Still, leaving out the former Napoli regista was probably questionable, and some will reckon the choice not to put Gilmour in an unpleasant situation was understandable; however, the eventual selection of Kovacic only highlights the glaring issue that has plagued Chelsea in the last few years in holding midfield.
Pundits in England tend to misrepresent N’Golo Kante as the archetypal defensive midfielder, totally ignoring the fact he’s hardly been used in holding midfield since moving to English football. When Leicester won the league in 2015/16, Danny Drinkwater functioned as the sitting midfielder, controlling the tempo as best he could and utilising his passing range to aid the side’s counter-attacking style.
The following year at Chelsea, Nemanja Matic functioned in that role in a pairing with the France international as Antonio Conte’s famed 3-4-3 carried the West London side to a fifth Premier League crown.
Kante was and has never played in that role consistently, thus questioning why observers criticised Maurizio Sarri for not ‘playing him in his best position’ in that stormy 18/19 season. That debate has seemingly remained even after the Italian’s departure, largely contributing to the strong disapproval of Jorginho by pundits and, especially, supporters.
Lampard initially continued with the Frenchman in a slightly advanced role in central midfield, taking advantage of his roaming ball-winning qualities in the centre of the park and higher up the pitch. However, the intermittent failings of the regista caused a change in approach by the club’s greatest player this season.
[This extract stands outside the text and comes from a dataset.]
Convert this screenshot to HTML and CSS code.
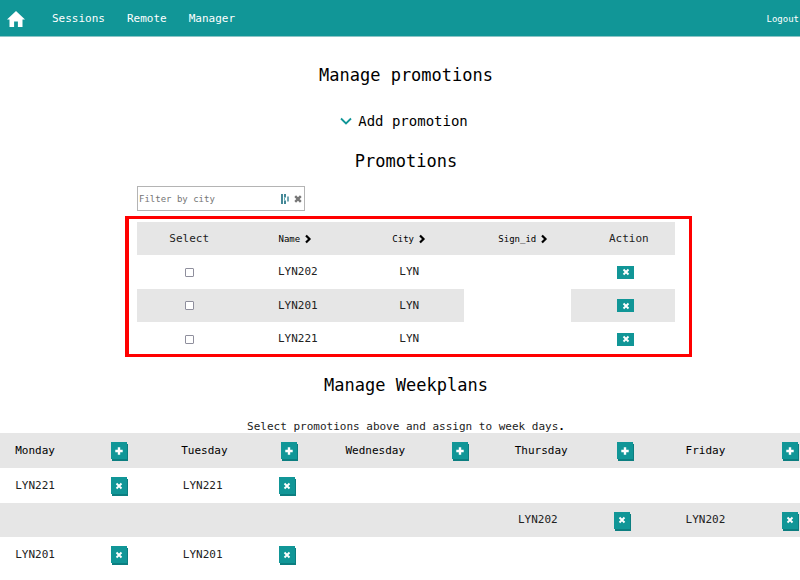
FILE: index.html
```html
<!DOCTYPE html>
<html lang="en">
<head>
<meta charset="utf-8">
<title>Manage promotions</title>
<link rel="stylesheet" href="styles.css">
</head>
<body>
<svg class="defs" aria-hidden="true">
  <symbol id="x" viewBox="0 0 8 8"><path d="M1.5 1.5l5 5M6.5 1.5l-5 5" stroke="currentColor" stroke-width="1.9"/></symbol>
  <symbol id="plus" viewBox="0 0 8 8"><path d="M4 .3v7.4M.3 4h7.4" stroke="currentColor" stroke-width="2.4"/></symbol>
  <symbol id="chevron" viewBox="0 0 8 10"><path d="M2 1.5L5.5 5 2 8.5" fill="none" stroke="currentColor" stroke-width="2.2"/></symbol>
</svg>
<nav class="nav">
  <a class="home" href="#" aria-label="Home"><svg viewBox="0 0 18 16"><path d="M9 0L0 8.6h2.5V16h4.6v-5.5h3.8V16h4.6V8.6H18z" fill="#fff"/></svg></a>
  <a href="#">Sessions</a>
  <a href="#">Remote</a>
  <a href="#">Manager</a>
  <a class="logout" href="#">Logout</a>
</nav>
<main>
  <h1>Manage promotions</h1>
  <button class="expand" type="button"><svg viewBox="0 0 12 8"><path d="M1 1.5l5 5 5-5" fill="none" stroke="#119697" stroke-width="1.8"/></svg>Add promotion</button>
  <section class="promotions">
    <h2>Promotions</h2>
    <div class="filter">
      <input type="text" placeholder="Filter by city" aria-label="Filter by city">
      <svg class="autofill" viewBox="0 0 8 10"><path d="M1 0v10M4 0v3.500M4 6.500v3.500" stroke="#176b7e" stroke-width="1.6"/><path d="M3.500 3.500v3" stroke="#5fb0b4"/><path d="M7 2.500v5" stroke="#176b7e" stroke-width="1.2"/></svg>
      <button type="button" aria-label="Clear filter"><svg viewBox="0 0 8 8"><path d="M1.200 1.200l5.600 5.600M6.800 1.200l-5.600 5.600" stroke="currentColor" stroke-width="2.4"/></svg></button>
    </div>
    <div class="frame">
      <table class="list">
        <colgroup><col class="side"><col class="name"><col class="city"><col class="sign"><col class="side"></colgroup>
        <thead><tr>
          <th>Select</th>
          <th class="sort-name"><button type="button">Name<svg><use href="#chevron"/></svg></button></th>
          <th><button type="button">City<svg><use href="#chevron"/></svg></button></th>
          <th class="shift"><button type="button">Sign_id<svg><use href="#chevron"/></svg></button></th>
          <th class="shift">Action</th>
        </tr></thead>
        <tbody>
          <tr><td><input type="checkbox" aria-label="Select LYN202"></td><td>LYN202</td><td>LYN</td><td class="empty"></td><td class="action"><button class="delete" type="button" aria-label="Delete LYN202"><svg><use href="#x"/></svg></button></td></tr>
          <tr><td><input type="checkbox" aria-label="Select LYN201"></td><td>LYN201</td><td>LYN</td><td class="empty"></td><td class="action"><button class="delete" type="button" aria-label="Delete LYN201"><svg><use href="#x"/></svg></button></td></tr>
          <tr><td><input type="checkbox" aria-label="Select LYN221"></td><td>LYN221</td><td>LYN</td><td class="empty"></td><td class="action"><button class="delete" type="button" aria-label="Delete LYN221"><svg><use href="#x"/></svg></button></td></tr>
        </tbody>
      </table>
    </div>
  </section>
  <h2 class="weekplans">Manage Weekplans</h2>
  <p>Select promotions above and assign to week days<b>.</b></p>
</main>
<div class="week">
  <table>
    <thead><tr>
      <th><div>Monday<button type="button" aria-label="Add to Monday"><svg><use href="#plus"/></svg></button></div></th>
      <th><div>Tuesday<button type="button" aria-label="Add to Tuesday"><svg><use href="#plus"/></svg></button></div></th>
      <th><div>Wednesday<button type="button" aria-label="Add to Wednesday"><svg><use href="#plus"/></svg></button></div></th>
      <th><div>Thursday<button type="button" aria-label="Add to Thursday"><svg><use href="#plus"/></svg></button></div></th>
      <th><div>Friday<button type="button" aria-label="Add to Friday"><svg><use href="#plus"/></svg></button></div></th>
    </tr></thead>
    <tbody>
      <tr>
        <td><div>LYN221<button type="button" aria-label="Remove"><svg><use href="#x"/></svg></button></div></td>
        <td><div>LYN221<button type="button" aria-label="Remove"><svg><use href="#x"/></svg></button></div></td>
        <td></td><td></td><td></td>
      </tr>
      <tr>
        <td></td><td></td><td></td>
        <td><div>LYN202<button type="button" aria-label="Remove"><svg><use href="#x"/></svg></button></div></td>
        <td><div>LYN202<button type="button" aria-label="Remove"><svg><use href="#x"/></svg></button></div></td>
      </tr>
      <tr>
        <td><div>LYN201<button type="button" aria-label="Remove"><svg><use href="#x"/></svg></button></div></td>
        <td><div>LYN201<button type="button" aria-label="Remove"><svg><use href="#x"/></svg></button></div></td>
        <td></td><td></td><td></td>
      </tr>
    </tbody>
  </table>
</div>
</body>
</html>
```
FILE: styles.css
```css
* { box-sizing: border-box; }
body {
  margin: 0;
  background: #fff;
  color: #222;
  font: 11px/14px "DejaVu Sans Mono", monospace;
}
svg { display: block; }
.defs { display: none; }
button {
  margin: 0;
  padding: 0;
  border: 0;
  background: none;
  color: inherit;
  font: inherit;
}

.nav {
  display: flex;
  align-items: center;
  gap: 22px;
  height: 37px;
  padding: 2px 0 0 7px;
  background: #119697;
  border-bottom: 1px solid #8cc5c6;
}
.nav a { color: #fff; text-decoration: none; }
.nav .home { margin-right: 5px; }
.home svg { width: 18px; height: 16px; }
.nav .logout { margin-left: auto; padding-right: 1px; font-size: 9px; }

main { padding: 28px 0 0 12px; text-align: center; }
h1, h2 {
  margin: 0;
  color: #000;
  font-size: 17px;
  font-weight: 400;
  line-height: 20px;
}
.expand {
  display: flex;
  align-items: center;
  gap: 6px;
  margin: 26px auto 20px;
  padding-right: 4px;
  color: #000;
  font-size: 14px;
  line-height: 20px;
}
.expand svg { width: 12px; height: 8px; }

.promotions { max-width: 538px; margin: 0 auto; }
.filter {
  display: flex;
  align-items: center;
  width: 168px;
  height: 25px;
  margin: 15px 0 5px;
  padding: 0 1px;
  border: 1px solid #b4b4b4;
}
.filter input {
  flex: 1;
  min-width: 0;
  padding: 0;
  border: 0;
  outline: 0;
  background: none;
  font: inherit;
  font-size: 9px;
}
.filter input::placeholder { color: #757575; }
.filter .autofill { width: 8px; height: 10px; margin-right: 5px; }
.filter button { padding-right: 1px; color: #777; }
.filter button svg { width: 8px; height: 8px; }

.frame {
  margin: 0 -17px 0 -12px;
  padding: 3px 14px 0 8px;
  border: 3px solid #f00;
  border-left-width: 4px;
}
table { border-collapse: collapse; table-layout: fixed; }
th, td { padding: 0; font-weight: 400; }
.list { width: 100%; }
.side { width: 19.4%; }
.name { width: 21%; }
.city { width: 20.4%; }
.sign { width: 19.8%; }
.list th, .list td { height: 33px; }
.list tbody tr:first-child td { height: 34px; }
.list tbody tr:last-child td { height: 32px; padding-top: 2px; }
.list thead, .list tbody tr:nth-child(2) td { background: #e6e6e6; }
.list tbody tr td.empty { background: #fff; }
.list .shift { padding-left: 12px; }
.list .action { padding-left: 6px; }
.list .sort-name { padding-right: 5px; }
.list th button { display: inline-flex; align-items: center; gap: 4px; font-size: 9px; color: #000; }
.list th svg { width: 8px; height: 10px; }
.list input {
  display: block;
  width: 9px;
  height: 9px;
  margin: 0 auto;
  border: 1px solid #8f8f9d;
  border-radius: 1px;
  background: #fff;
  appearance: none;
}
.list .delete {
  display: block;
  width: 17px;
  height: 13px;
  margin: 0 auto;
  background: #119697;
  color: #fff;
}
.list .delete svg { width: 8px; height: 8px; margin: 0 auto; }

.weekplans { margin: 18px 0 26px; }
p { margin: 0; line-height: 12px; }
b { color: #000; }

.week { overflow: hidden; }
.week table { width: calc(100% + 38px); margin-left: -12px; }
.week th, .week td { height: 35px; }
.week tbody tr:nth-child(2) td { height: 34px; }
.week thead, .week tbody tr:nth-child(2) { background: #e6e6e6; }
.week th { color: #000; }
.week div { display: flex; align-items: center; justify-content: space-around; margin-left: -1px; }
.week button {
  width: 16px;
  height: 17px;
  background: #119697;
  box-shadow: 1px 2px 0 #0c7e80;
  color: #fff;
}
.week button svg { width: 8px; height: 8px; margin: 0 auto; }
```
Kante was moved deeper to play in front of the defence and the Blues looked to have found the necessary balance in that 14-game winning run in all competitions. Be that as it may, the decline since December has brought back old doubts surrounding the World Cup winner, given how he was steadily exposed in defeats by Arsenal and particularly Manchester City.
Frankly, the team’s broader structural issues have also contributed to recent malaise, but the defensive midfield conundrum will eventually need addressing, with or without Lampard.
Therefore, it begs the question: why wasn’t a DM prioritised in the summer?
Before the start of the season, Goal questioned the summer business of the 2020 FA Cup finalists, raising reservations as to whether they ought to have spent the Havertz money on other pressing areas of the team, such as on a midfield anchorman.
Then-Atletico Madrid star, Thomas Partey, was suggested, due to his all-round quality in central midfield but he’s since joined North London giants, Arsenal.
Lampard’s first-choice for that position appears to be Declan Rice, a Chelsea boy who’s come on in leaps and bounds at West Ham United in the last 12 to 18 months. However, the Hammers’ astronomical asking price and the uncertain future of the West London club’s boss means striking a deal may be unlikely.
So, why not Ndidi?
Admittedly, Leicester won’t let him leave for peanuts due to the significant strides he’s made since joining from Genk in January 2017, while selling yet another key player to a rival may dissatisfy the Foxes' hierarchy.
Still, it makes sense for the Blues to plump for the Nigeria international due to his proficiency playing in front of the defence, ball-winning qualities and pressing adeptness. Reservations may arise about the West African’s ball progression — he currently ranks fifth-bottom for progressive passes per 90 this season for Leicester — but last term demonstrated his growing multifaceted nature.
The significant decrease in passes into the final third and progressive passing can be attributed to featuring in central defence intermittently as well as frequently playing with a central midfield partner, mostly Youri Tielemans, who carries a greater responsibility in driving the Foxes upfield.
Despite scoring on Tuesday night, it wasn’t the most eye-catching showing for the Super Eagle but his overall rise into one of the astute holding midfielders in the game questions why the beaten visitors on Tuesday haven’t looked his way in solving a prolonged issue in the middle of the park.